Hasta llegar a la Fuente del Ojo, donde se hallaba el lavadero público, diseñando por el arquitecto Justo Millán, el camino estaba plagado de personas de todas las edades, pues al no tener qué hacer ni dónde ir en Viernes Santo por la tarde, la gente había tomado la costumbre de marchar hasta allí; incluso de desparramarse la juventud por los losaos cercanos a los Casones, donde aún estaba la mayor reserva de pobreza del pueblo. El guarda del lavadero, al parecer, taponaba los desaguaderos de las pilas para que el agua rebosara y saltara en cascada por encima de las losas (era un espectáculo, y una forma —decían algunos—, de evitar que ninguna mujer le diera la idea de ponerse a lavar ese día, con el Señor muerto).

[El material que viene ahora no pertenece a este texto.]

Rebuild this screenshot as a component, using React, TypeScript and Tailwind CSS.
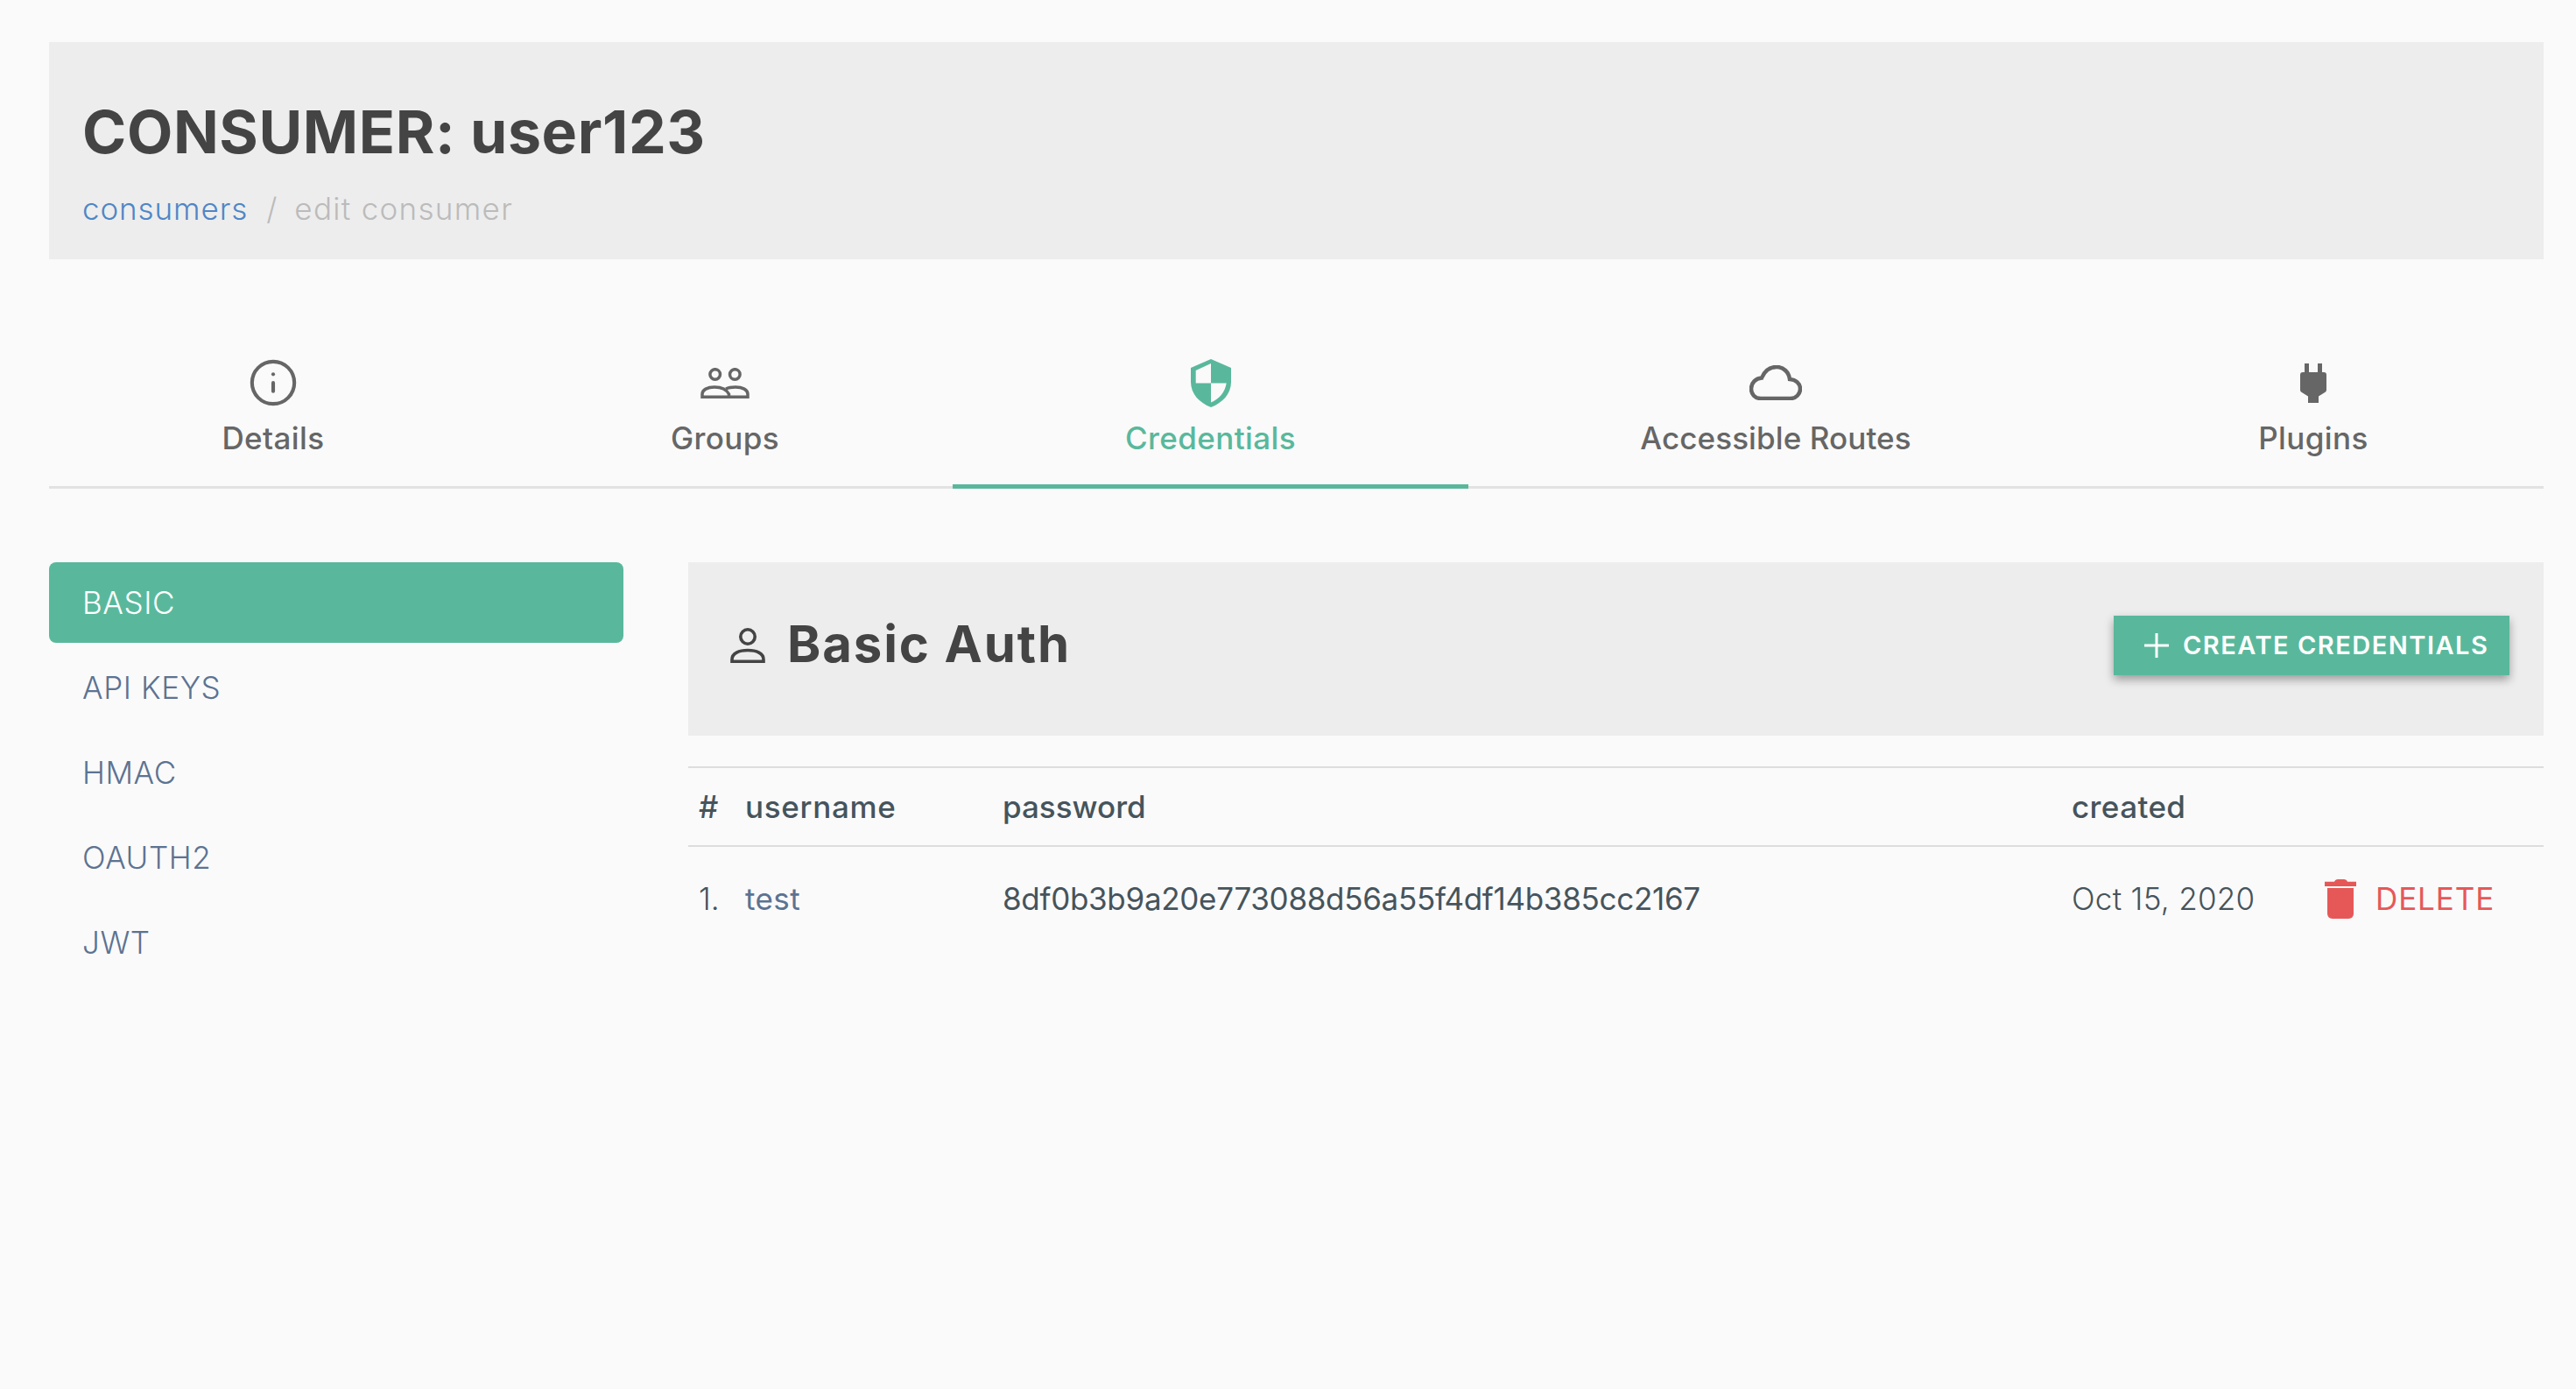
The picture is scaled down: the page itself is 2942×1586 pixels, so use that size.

Subiendo por la Gran Vía, y antes de tomar el Camino de la Fuente, había otra calle medio trazada donde estaban la fábrica espartera de «los Anaya» y, más alantico, la «Yesera de la Carmen». Existían en Cieza muchas industrias del yeso, cuya piedra se extraía de las canteras que había en el paraje de «la Herrada». La cantera de «la Carmen», inmensa, estaba arriba del monte «la Serreta», cercana a donde hoy se halla el observatorio de los forestales, dando vista al «Cerro de las Beatas», lugar de un importante yacimiento arqueológico. Aquella mal trazada calle de la «Yesera de la Carmen» es la actual «Hermanos José y Félix Templado Martínez», ambos alcaldes democráticos de Cieza en el convulso año 1936 (en febrero de 1937, por decreto gubernativo, nombraron a dedo otros concejales de entre partidos y sindicatos, todos de izquierdas, entrando de alcalde Antonio García Ros, alias «Pancharra», de la CNT).
El paisaje urbano de la Fuente del Ojo se ponía muy animado las tardes de Viernes Santo. Entre el gentío, acudían buscando negocio el tío del carrito de las pipas y las rajas de coco, el de las manzanas rojas de caramelo pinchadas con un palo, el chambilero con su carro de los helados, el del arrope calabazate, que llevaba el manjar en dos orcicas de barro atadas a ambos lados del portaequipajes de su bicicleta, o el hombre cojo que vendía milhojas a peseta: «¡milhoj’a peseta!, ¡milhoj’a peseta!», iba voceando con una gran cesta de mimbre al brazo.